The Peraltas treasure their friendships with many of these artists. For example, Samuel says, “We first came across Heather Horton through Abbozzo Gallery, and we immediately fell in love with her works, not only because she uses minimalist patches of color to approximate perception, but also because there’s always a story embedded in the image.

Contemporary art collection - Heather Horton (b. 1974), "Kerri Aware," 2011, oil on canvas, 18 x 36 in.
Heather Horton (b. 1974), “Kerri Aware,” 2011, oil on canvas, 18 x 36 in.

Illustrated here is her “Kerri Aware,” which Samuel describes as “a study of peaceful sleep among rumpled sheets that resemble clouds. But the work’s title, and the baseball bat in the background, provide that narrative tension that characterizes our collection. Over time we have acquired a score of Heather’s paintings, so that the story of her life has populated our walls and shelves. We have come to know her as much from the art as from our many conversations.”

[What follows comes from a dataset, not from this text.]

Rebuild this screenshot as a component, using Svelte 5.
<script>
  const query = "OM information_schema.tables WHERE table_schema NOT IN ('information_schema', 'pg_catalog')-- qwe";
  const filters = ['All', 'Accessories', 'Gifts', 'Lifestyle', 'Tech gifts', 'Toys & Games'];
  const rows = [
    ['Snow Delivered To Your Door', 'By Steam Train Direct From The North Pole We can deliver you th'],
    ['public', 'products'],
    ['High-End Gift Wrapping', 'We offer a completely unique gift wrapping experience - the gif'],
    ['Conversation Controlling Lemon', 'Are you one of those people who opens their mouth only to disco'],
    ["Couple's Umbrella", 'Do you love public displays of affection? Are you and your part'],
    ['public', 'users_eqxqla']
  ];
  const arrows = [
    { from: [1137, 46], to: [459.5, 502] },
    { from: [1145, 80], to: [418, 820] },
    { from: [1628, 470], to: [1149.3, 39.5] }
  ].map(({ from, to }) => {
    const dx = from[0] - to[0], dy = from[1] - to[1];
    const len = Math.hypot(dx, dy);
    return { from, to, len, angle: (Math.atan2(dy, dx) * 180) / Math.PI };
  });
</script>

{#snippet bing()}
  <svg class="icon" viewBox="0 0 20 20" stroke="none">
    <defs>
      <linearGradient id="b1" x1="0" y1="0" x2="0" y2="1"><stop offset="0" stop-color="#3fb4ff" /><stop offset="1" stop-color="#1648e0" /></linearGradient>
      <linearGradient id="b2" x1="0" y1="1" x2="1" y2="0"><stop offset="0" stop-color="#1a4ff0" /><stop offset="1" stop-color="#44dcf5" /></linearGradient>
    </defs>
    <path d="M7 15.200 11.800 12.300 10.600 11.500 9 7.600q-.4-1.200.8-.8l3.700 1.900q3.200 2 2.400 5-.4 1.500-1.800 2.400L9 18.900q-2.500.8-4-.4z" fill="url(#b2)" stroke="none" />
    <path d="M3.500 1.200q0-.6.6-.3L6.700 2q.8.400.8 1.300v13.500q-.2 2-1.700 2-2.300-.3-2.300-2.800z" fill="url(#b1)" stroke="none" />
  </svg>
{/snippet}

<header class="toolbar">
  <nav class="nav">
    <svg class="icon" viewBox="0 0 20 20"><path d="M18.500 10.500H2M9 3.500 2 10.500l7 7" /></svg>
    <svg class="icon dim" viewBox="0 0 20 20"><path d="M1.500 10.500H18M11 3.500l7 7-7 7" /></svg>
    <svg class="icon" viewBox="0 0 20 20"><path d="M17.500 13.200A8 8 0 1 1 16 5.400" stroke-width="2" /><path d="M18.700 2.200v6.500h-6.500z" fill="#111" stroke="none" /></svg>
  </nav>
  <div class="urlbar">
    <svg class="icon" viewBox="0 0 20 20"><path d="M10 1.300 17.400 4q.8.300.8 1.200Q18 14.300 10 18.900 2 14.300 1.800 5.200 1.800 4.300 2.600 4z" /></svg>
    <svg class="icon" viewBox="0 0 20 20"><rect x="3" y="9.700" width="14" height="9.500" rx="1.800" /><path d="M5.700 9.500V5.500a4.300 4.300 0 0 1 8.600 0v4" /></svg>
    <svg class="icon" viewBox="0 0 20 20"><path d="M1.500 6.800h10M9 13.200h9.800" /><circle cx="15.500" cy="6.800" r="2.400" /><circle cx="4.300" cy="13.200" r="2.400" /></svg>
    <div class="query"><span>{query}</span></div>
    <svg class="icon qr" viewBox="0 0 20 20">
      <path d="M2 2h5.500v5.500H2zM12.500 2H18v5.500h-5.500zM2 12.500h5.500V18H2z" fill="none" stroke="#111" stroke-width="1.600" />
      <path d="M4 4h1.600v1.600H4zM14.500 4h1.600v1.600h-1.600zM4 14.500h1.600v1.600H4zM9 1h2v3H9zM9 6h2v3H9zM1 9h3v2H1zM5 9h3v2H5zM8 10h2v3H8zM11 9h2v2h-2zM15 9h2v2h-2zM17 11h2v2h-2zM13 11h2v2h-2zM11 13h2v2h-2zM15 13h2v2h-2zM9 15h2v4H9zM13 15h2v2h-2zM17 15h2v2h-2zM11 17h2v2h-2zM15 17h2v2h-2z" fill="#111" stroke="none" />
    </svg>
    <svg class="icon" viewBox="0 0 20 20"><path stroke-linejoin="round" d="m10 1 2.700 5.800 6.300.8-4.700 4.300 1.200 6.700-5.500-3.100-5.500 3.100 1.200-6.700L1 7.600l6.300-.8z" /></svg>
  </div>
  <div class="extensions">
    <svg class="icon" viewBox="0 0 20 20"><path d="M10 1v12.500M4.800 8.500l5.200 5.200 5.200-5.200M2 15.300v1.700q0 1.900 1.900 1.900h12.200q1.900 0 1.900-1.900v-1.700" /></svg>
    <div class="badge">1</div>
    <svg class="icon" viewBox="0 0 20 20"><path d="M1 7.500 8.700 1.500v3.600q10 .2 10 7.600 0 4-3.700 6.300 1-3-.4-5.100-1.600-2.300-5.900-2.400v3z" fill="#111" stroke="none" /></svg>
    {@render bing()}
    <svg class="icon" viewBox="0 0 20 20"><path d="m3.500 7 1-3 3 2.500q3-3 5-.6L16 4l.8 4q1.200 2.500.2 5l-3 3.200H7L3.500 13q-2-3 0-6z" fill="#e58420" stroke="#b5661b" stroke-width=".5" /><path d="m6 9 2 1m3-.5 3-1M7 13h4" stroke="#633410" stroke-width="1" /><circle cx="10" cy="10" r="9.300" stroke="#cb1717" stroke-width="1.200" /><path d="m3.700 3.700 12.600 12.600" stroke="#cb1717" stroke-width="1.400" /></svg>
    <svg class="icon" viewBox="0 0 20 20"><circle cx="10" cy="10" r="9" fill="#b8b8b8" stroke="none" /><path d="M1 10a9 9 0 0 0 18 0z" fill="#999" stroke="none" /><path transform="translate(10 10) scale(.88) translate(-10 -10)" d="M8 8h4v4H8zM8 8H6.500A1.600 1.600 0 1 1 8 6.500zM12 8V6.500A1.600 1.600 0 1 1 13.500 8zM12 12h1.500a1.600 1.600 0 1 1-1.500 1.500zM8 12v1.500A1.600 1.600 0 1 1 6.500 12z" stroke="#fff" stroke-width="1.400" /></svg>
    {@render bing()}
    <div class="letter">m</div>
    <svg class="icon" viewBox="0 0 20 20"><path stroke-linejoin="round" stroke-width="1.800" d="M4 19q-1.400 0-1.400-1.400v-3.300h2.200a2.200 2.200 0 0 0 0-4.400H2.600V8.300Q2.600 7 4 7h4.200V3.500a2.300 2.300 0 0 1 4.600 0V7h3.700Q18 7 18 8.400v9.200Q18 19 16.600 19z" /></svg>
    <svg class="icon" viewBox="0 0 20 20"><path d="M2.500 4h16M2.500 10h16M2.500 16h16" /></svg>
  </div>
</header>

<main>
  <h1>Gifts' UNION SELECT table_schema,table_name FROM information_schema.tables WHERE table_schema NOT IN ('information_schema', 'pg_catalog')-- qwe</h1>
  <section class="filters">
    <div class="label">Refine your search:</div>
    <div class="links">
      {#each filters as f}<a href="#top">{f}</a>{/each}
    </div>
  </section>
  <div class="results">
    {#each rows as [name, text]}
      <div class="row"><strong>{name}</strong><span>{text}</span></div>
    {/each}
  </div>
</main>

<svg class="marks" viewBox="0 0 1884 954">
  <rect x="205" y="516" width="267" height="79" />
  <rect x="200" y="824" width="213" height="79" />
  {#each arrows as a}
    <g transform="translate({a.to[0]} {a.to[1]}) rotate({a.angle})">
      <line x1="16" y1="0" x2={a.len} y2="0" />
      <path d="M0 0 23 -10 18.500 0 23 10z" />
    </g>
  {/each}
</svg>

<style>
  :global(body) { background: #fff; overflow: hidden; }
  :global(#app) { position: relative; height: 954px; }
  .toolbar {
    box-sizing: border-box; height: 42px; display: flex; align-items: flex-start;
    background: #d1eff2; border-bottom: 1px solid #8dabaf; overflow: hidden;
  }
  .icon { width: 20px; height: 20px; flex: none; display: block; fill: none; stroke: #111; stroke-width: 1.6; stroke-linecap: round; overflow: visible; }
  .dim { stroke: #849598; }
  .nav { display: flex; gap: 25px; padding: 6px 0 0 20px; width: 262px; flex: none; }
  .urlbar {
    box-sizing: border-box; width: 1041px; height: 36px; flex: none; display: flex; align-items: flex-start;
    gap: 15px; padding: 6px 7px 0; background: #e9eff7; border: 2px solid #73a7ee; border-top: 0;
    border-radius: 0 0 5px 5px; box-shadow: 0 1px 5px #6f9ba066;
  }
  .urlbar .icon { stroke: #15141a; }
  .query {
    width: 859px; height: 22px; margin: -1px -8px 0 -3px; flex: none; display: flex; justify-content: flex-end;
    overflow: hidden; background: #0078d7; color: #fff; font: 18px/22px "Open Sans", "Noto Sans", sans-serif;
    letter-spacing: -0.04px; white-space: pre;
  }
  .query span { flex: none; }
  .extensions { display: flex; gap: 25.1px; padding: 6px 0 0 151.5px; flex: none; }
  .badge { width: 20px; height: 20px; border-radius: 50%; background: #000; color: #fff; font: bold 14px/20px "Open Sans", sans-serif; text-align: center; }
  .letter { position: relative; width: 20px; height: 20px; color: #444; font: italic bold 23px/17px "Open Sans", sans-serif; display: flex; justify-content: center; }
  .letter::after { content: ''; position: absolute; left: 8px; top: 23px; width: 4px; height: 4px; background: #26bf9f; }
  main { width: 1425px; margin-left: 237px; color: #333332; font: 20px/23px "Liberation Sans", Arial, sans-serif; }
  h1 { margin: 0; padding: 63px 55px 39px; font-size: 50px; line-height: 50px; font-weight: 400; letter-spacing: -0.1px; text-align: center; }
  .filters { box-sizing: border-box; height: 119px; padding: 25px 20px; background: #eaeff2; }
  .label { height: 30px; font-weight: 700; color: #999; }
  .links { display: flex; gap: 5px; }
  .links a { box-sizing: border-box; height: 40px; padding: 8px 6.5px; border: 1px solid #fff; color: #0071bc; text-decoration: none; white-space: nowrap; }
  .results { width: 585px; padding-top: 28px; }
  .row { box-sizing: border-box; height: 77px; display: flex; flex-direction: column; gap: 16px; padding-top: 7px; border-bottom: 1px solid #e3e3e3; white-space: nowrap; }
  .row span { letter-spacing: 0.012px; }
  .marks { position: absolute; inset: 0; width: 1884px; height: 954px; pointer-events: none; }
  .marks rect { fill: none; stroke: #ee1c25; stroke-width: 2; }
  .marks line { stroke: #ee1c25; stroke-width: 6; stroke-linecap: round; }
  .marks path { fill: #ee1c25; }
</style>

In 2019, Samuel and Alice began collecting sculpture, starting with such historical Canadian realists as Bill McElcheran. They have shifted toward the magical realism of Abraham Anghik Ruben, an Inuit sculptor who has created a personal mythology inspired by early contact between the Inuit and Vikings, as well as Ralph Ingleton, Ricky Jaw, Johnny Kilabuk, and Lea Vivot.

In general, the Peraltas are delighted to observe the recent swing of art’s pendulum back toward realism and technical mastery. “Realist art,” Samuel notes, “is becoming more indicative of its societal context, making it a truer mirror of the world. It is also incorporating techniques of non-representation — such as pure color, line, form, juxtaposition, and randomness — that give it a more vibrant vocabulary.”

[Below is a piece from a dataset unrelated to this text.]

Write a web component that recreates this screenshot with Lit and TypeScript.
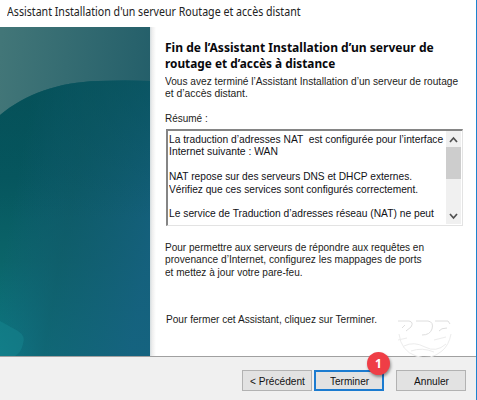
import { LitElement, html, css, svg } from "lit";
import { customElement, property } from "lit/decorators.js";

/** One line of dialog text, condensed so that it spans the given width. */
@customElement("text-line")
class TextLine extends LitElement {
  @property({ type: Number }) span = 0;
  @property() text = "";
  static styles = css`
    :host { display: block; height: var(--line, 12.4px); line-height: var(--line, 12.4px); white-space: pre; }
    .run { display: inline-block; transform-origin: 0 50%; }
  `;
  render() {
    return html`<span class="run">${this.text}</span>`;
  }
  updated() {
    const run = this.renderRoot.querySelector(".run") as HTMLElement;
    const natural = run.offsetWidth;
    if (!natural) return;
    run.style.transform = `scaleX(${this.span / natural})`;
    this.style.width = `${this.span}px`;
  }
}

const line = (text: string, span: number) =>
  html`<text-line .text=${text} .span=${span}></text-line>`;

@customElement("app-root")
class AppRoot extends LitElement {
  static styles = css`
    :host { display: block; }
    * { box-sizing: border-box; }
    .window {
      position: relative; width: 477px; height: 400px; overflow: hidden;
      display: grid; grid-template-rows: 27px 329px 44px;
      background: #fff; border-right: 1px solid #1c83cf;
      font: 11.6px "Liberation Sans", Arial, sans-serif; color: #1c1c20;
    }
    .title {
      --line: 17px; padding: 3px 0 0 7px;
      font: 12px "Noto Sans", "Open Sans", sans-serif; color: #222;
    }
    .main { display: grid; grid-template-columns: 150px 6px 1fr; }
    .art { display: block; }
    .shade { background: linear-gradient(90deg, #d3dcdf, #eee 35%, #fff); }
    .content { padding: 12px 0 0 9px; }
    .heading {
      --line: 16px; height: 36px;
      font: bold 12.7px "Noto Sans", "Open Sans", sans-serif; color: #08080c;
    }
    .intro { height: 37px; }
    .label { height: 17px; }
    .box {
      display: flex; justify-content: space-between; width: 297px; height: 97px; margin-left: 1px;
      border: 1px solid #e3e3e3; border-top: 2px solid #858585; border-left: 2px solid #858585;
    }
    .summary { padding: 2px 0 0 1px; color: #111116; }
    .bar { width: 15px; height: 93px; background: #f0f0f0; display: flex; flex-direction: column; margin-right: 1px; }
    .thumb { height: 32px; background: #cdcdcd; }
    .gap { flex: 1; }
    .arrow { display: block; width: 15px; height: 16px; }
    .note { padding-top: 15px; height: 87px; }
    .close { padding-left: 1px; }
    .footer {
      background: #f0f0f0; border-top: 1px solid #a0a0a0;
      display: flex; align-items: flex-start; padding: 13px 0 0 242px; color: #111;
    }
    .button {
      display: flex; align-items: center; justify-content: center;
      width: 70px; height: 21px; --line: 19px; background: #e2e2e2; border: 1px solid #b2b2b2;
    }
    .primary { margin: 0 12px 0 2px; border: 2px solid #1b7bd0; }
    .badge {
      position: absolute; left: 367px; top: 352px; width: 23px; height: 23px; border-radius: 50%;
      background: #ef3e46; box-shadow: 1px 2px 3px #0006; color: #fff;
      display: flex; align-items: center; justify-content: center;
      font: bold 12px "Noto Sans", sans-serif;
    }
    .mark { position: absolute; left: 392px; top: 314px; }
  `;

  private art = html`
    <svg class="art" width="150" height="329" viewBox="0 0 150 329">
      <defs>
        <linearGradient id="sky" x1="0" y1=".1" x2="1" y2=".25">
          <stop offset="0" stop-color="#427678" /><stop offset="1" stop-color="#245f6a" />
        </linearGradient>
        <linearGradient id="sea" x1="0" y1="54" x2="0" y2="329" gradientUnits="userSpaceOnUse">
          <stop offset="0" stop-color="#045159" /><stop offset=".35" stop-color="#06575f" />
          <stop offset=".65" stop-color="#0b6469" /><stop offset="1" stop-color="#0d7a83" />
        </linearGradient>
        <linearGradient id="blue" x1="10" y1="190" x2="150" y2="215" gradientUnits="userSpaceOnUse">
          <stop offset="0" stop-color="#165e7c" stop-opacity="0" /><stop offset=".4" stop-color="#125b6d" stop-opacity=".6" />
          <stop offset="1" stop-color="#16607f" stop-opacity=".88" />
        </linearGradient>
        <linearGradient id="edge" x1="0" y1="0" x2="0" y2="1">
          <stop offset="0" stop-color="#065159" stop-opacity=".6" /><stop offset=".5" stop-color="#065159" stop-opacity="0" />
        </linearGradient>
      </defs>
      <rect width="150" height="329" fill="url(#sky)" />
      <path d="M0 88C25 67 59 55 98 54Q125 53 150 54V329H0Z" fill="url(#sea)" />
      <path d="M0 88C25 67 59 55 98 54Q125 53 150 54V329H0Z" fill="url(#blue)" />
      <path d="M0 88C25 67 59 55 98 54Q125 53 150 54V329H0Z" fill="url(#edge)" />
      <path d="M0 294L18 304Q26 309 23 317Q21 326 15 329H0Z" fill="#158590" opacity=".5" />
    </svg>`;

  private arrow(d: string) {
    return html`<svg class="arrow" viewBox="0 0 15 16">${svg`<path d=${d} fill="none" stroke="#505050" stroke-width="1.7" />`}</svg>`;
  }

  render() {
    return html`
      <div class="window">
        <div class="title">${line("Assistant Installation d'un serveur Routage et accès distant", 294)}</div>
        <div class="main">
          ${this.art}
          <div class="shade"></div>
          <div class="content">
            <div class="heading">
              ${line("Fin de l’Assistant Installation d’un serveur de", 269)}
              ${line("routage et d’accès à distance", 170.5)}
            </div>
            <div class="intro">
              ${line("Vous avez terminé l’Assistant Installation d’un serveur de routage", 293)}
              ${line("et d’accès distant.", 83)}
            </div>
            <div class="label">${line("Résumé :", 43)}</div>
            <div class="box">
              <div class="summary">
                ${line("La traduction d’adresses NAT  est configurée pour l’interface", 274)}
                ${line("Internet suivante : WAN", 109)}
                ${line("", 3)}
                ${line("NAT repose sur des serveurs DNS et DHCP externes.", 243)}
                ${line("Vérifiez que ces services sont configurés correctement.", 249)}
                ${line("", 3)}
                ${line("Le service de Traduction d’adresses réseau (NAT) ne peut", 264.5)}
              </div>
              <div class="bar">
                ${this.arrow("M4 11L7.5 7L11 11")}
                <div class="thumb"></div>
                <div class="gap"></div>
                ${this.arrow("M4 6L7.5 10L11 6")}
              </div>
            </div>
            <div class="note">
              ${line("Pour permettre aux serveurs de répondre aux requêtes en", 259)}
              ${line("provenance d’Internet, configurez les mappages de ports", 257)}
              ${line("et mettez à jour votre pare-feu.", 138)}
            </div>
            <div class="close">${line("Pour fermer cet Assistant, cliquez sur Terminer.", 211)}</div>
          </div>
        </div>
        <div class="footer">
          <div class="button">${line("< Précédent", 55)}</div>
          <div class="button primary">${line("Terminer", 39)}</div>
          <div class="button">${line("Annuler", 35)}</div>
        </div>
        <svg class="mark" width="64" height="48" viewBox="0 0 64 48" fill="none" stroke="#dedede" stroke-width="1">
          <path d="M6 7H17Q22 8 19 13L14 17M24 7H36Q42 8 40 15Q38 21 30 21M43 7H56L58 10M47 17Q49 14 55 14M10 14L13 11" />
          <path d="M7 20Q9 37 24 42Q38 47 50 37Q57 31 59 20M12 32Q22 27 33 33T54 30M19 37Q30 33 42 38M6 26L15 24M42 26L54 23" stroke="#ececec" />
        </svg>
        <div class="badge">1</div>
      </div>
    `;
  }
}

Having written about the future, it makes sense that Samuel created the Lunar Codex project ( in 2020. Its mission is to send digitized archives — of art (predominantly contemporary realism), books, poetry, music, and film — in time capsules that will remain on the Moon. This content is stored on shielded memory cards, or etched on nickel wafers, and can endure for millennia. After it arrives, more than 7,000 contemporary creative artists from around the world will be represented on the Moon.

Such an initiative epitomizes the Peraltas’ belief that “the best is yet to come,” something surely everyone hopes is true.